The Neutral Interest Rate and Fiscal Policy in Brazil

BRAZIL ECONOMICS - Report 22 Aug 2022 by Affonso Pastore, Cristina Pinotti, Paula Magalhães and Diego Brandao

It is known that economically mature countries tend to have low neutral interest rates. The causes are also known, ranging from the demographic transition to the lower investment rate, and it is necessary to understand how monetary policy operates when the interest rate in equilibrium approaches the zero lower bound. For Brazil, extensive empirical evidence exists about the decline of the neutral interest rate, but the reasons given are not the same.

The objectives of this report are to demonstrate that both the declining trend and fluctuations of the neutral interest rate are a consequence of fiscal policy; and to examine some of the consequences. Based on its independence in using the monetary policy instrument – the basic interest rate – the Central Bank can set the inflation target either according to a low or high neutral interest rate, but what determines whether this rate is high or low is fiscal policy. In the years when the country’s fiscal framework was on the road to consolidation, with the approval of the Fiscal Responsibility Law and the generation of primary surpluses that were reducing the debt/GDP ratio (enabling the country’s promotion to investment grade rating), the yields of the NTN-Bs were falling steadily, accompanying the estimates of the decrease of the neutral rate.

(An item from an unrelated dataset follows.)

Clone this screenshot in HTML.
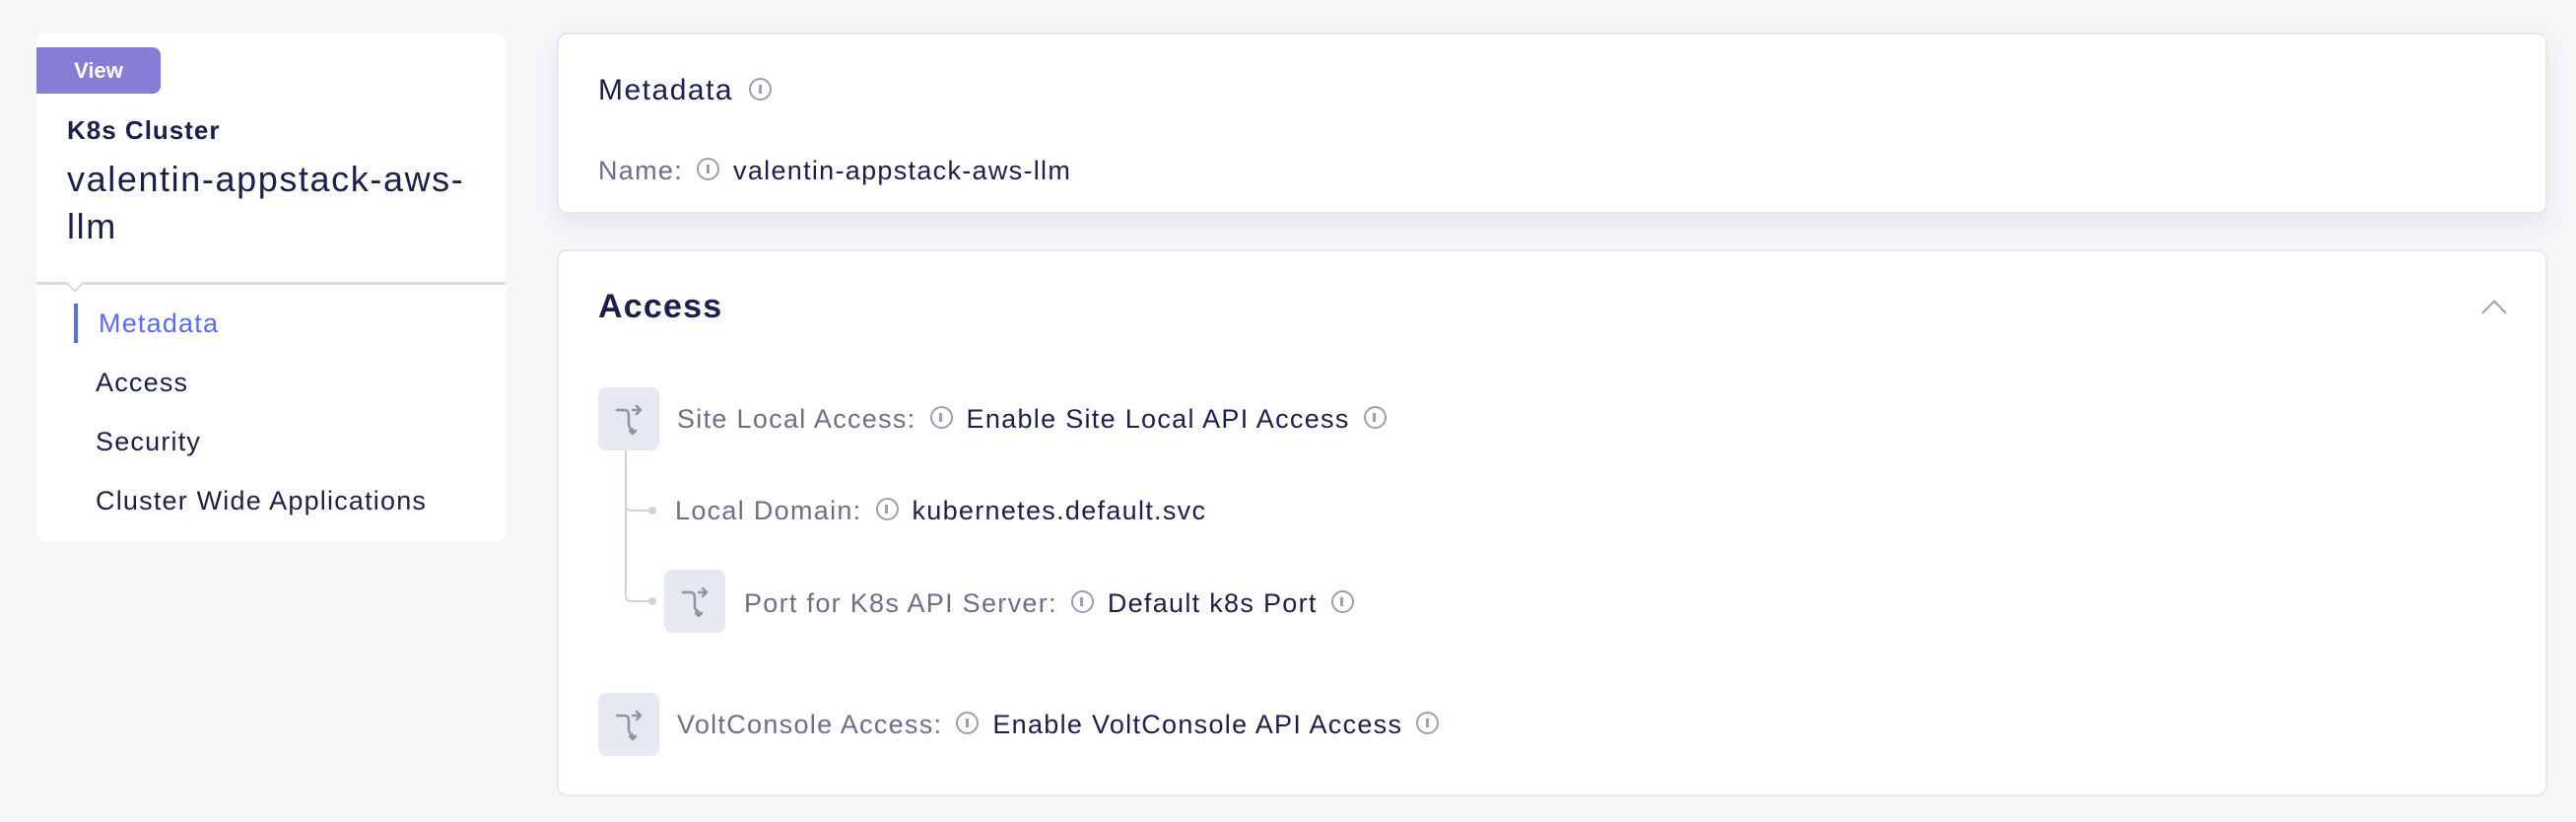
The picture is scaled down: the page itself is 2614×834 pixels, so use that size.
<!DOCTYPE html>
<html><head><meta charset="utf-8"><style>
*{box-sizing:border-box;margin:0;padding:0}
body{width:2614px;height:834px;background:#f5f6f8;font-family:"Liberation Sans",sans-serif;color:#1b1f4b;position:relative;overflow:hidden}
.abs{position:absolute;white-space:nowrap}
.card{position:absolute;background:#fff;border-radius:10px}
.lab{color:#6b7088}
.info{display:inline-block;width:23px;height:23px;border:2.5px solid #9a9fb2;border-radius:50%;position:relative;vertical-align:middle;margin:0 14px;top:-3px;letter-spacing:0}
.info:after{content:"";position:absolute;left:7.5px;top:5px;width:3px;height:9px;background:#9a9fb2}
.ib{position:absolute;width:62px;height:64px;background:#e6e8f2;border-radius:8px}
.row{position:absolute;font-size:27px;line-height:30px;white-space:nowrap;letter-spacing:1.3px}
</style></head><body>
<div class="card" style="left:37px;top:33px;width:476px;height:517px"></div>
<div class="abs" style="left:37px;top:48px;width:126px;height:47px;background:#877dd6;border-radius:0 8px 8px 0;color:#fff;font-weight:bold;font-size:22px;line-height:47px;text-align:center">View</div>
<div class="abs" style="left:68px;top:117px;font-size:26px;font-weight:bold;letter-spacing:1px">K8s Cluster</div>
<div class="abs" style="left:68px;top:158px;font-size:36px;line-height:48px;letter-spacing:1.6px">valentin-appstack-aws-<br>llm</div>
<div class="abs" style="left:37px;top:286px;width:476px;height:3px;background:#d6d9e6"></div>
<div class="abs" style="left:69px;top:280px;width:14px;height:14px;border-right:2px solid #d6d9e6;border-bottom:2px solid #d6d9e6;background:#fff;transform:rotate(45deg)"></div>
<div class="abs" style="left:75px;top:308px;width:4px;height:40px;background:#5a6cf0"></div>
<div class="abs" style="left:100px;top:313px;font-size:27px;color:#5a6cf0;letter-spacing:1.2px">Metadata</div>
<div class="abs" style="left:97px;top:373px;font-size:27px;letter-spacing:1.2px">Access</div>
<div class="abs" style="left:97px;top:433px;font-size:27px;letter-spacing:1.2px">Security</div>
<div class="abs" style="left:97px;top:493px;font-size:27px;letter-spacing:1.2px">Cluster Wide Applications</div>

<div class="card" style="left:565px;top:33px;width:2020px;height:184px;border:2px solid #e6e8f0;box-shadow:0 10px 24px rgba(40,50,90,0.08)"></div>
<div class="abs" style="left:607px;top:75px;font-size:30px;letter-spacing:1.5px">Metadata<span class="info" style="margin-left:16px"></span></div>
<div class="row" style="left:607px;top:158px"><span class="lab">Name:</span><span class="info"></span>valentin-appstack-aws-llm</div>

<div class="card" style="left:565px;top:253px;width:2020px;height:555px;border:2px solid #e6e8f0"></div>
<div class="abs" style="left:607px;top:292px;font-size:34px;font-weight:bold;letter-spacing:1.2px">Access</div>
<div class="abs" style="left:2522px;top:308px;width:18px;height:18px;border-left:2.5px solid #9a9fb2;border-top:2.5px solid #9a9fb2;transform:rotate(45deg)"></div>

<svg class="abs" style="left:0;top:0" width="2614" height="834"><g fill="none" stroke="#cfd3e0" stroke-width="2">
<path d="M635 457 V512 Q635 518 641 518 H660"/><path d="M635 512 V604 Q635 610 641 610 H660"/></g>
<circle cx="662" cy="518" r="4" fill="#cfd3e0"/><circle cx="662" cy="610" r="4" fill="#cfd3e0"/></svg>

<div class="ib" style="left:607px;top:393px"></div>
<div class="ib" style="left:674px;top:578px"></div>
<div class="ib" style="left:607px;top:703px"></div>
<svg class="abs" style="left:0;top:0" width="2614" height="834"><defs><g id="sw" fill="none" stroke="#8e93a6" stroke-width="2.5" stroke-linecap="round" stroke-linejoin="round"><path d="M-12 -8 H-4 Q0 -8 0 -2 V6 Q0 10 4 12"/><path d="M4 -8 H12 M8 -12 L12 -8 L8 -4"/><path d="M4 12 V16 M1 13 L4 16 L7 13"/></g></defs>
<use href="#sw" x="638" y="424"/><use href="#sw" x="705" y="609"/><use href="#sw" x="638" y="734"/></svg>

<div class="row" style="left:687px;top:410px"><span class="lab">Site Local Access:</span><span class="info"></span>Enable Site Local API Access<span class="info"></span></div>
<div class="row" style="left:685px;top:503px"><span class="lab">Local Domain:</span><span class="info"></span>kubernetes.default.svc</div>
<div class="row" style="left:755px;top:597px"><span class="lab">Port for K8s API Server:</span><span class="info"></span>Default k8s Port<span class="info"></span></div>
<div class="row" style="left:687px;top:720px"><span class="lab">VoltConsole Access:</span><span class="info"></span>Enable VoltConsole API Access<span class="info"></span></div>
</body></html>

When the government adopted the “spending is living” fiscal policy, the neutral rate resumed rising, only returning to the downward trend when the enactment of Constitutional Amendment 95 imposed obedience to the intertemporal budget constraint. Since the waning days of the pandemic, however, the pieces composing Brazil’s fiscal framework have been diligently destroyed, with the consequence being elevation of the real interest rate accompanying the rise of the neutral real rate. From here on, two paths can be taken. The first would be resumption of the earlier trend, of progressive improvement of the fiscal framework, with all its positive consequences. The second is to formulate arguments seeking to legitimize a loose fiscal framework. Despite the negative consequences, this route unfortunately has the support of many.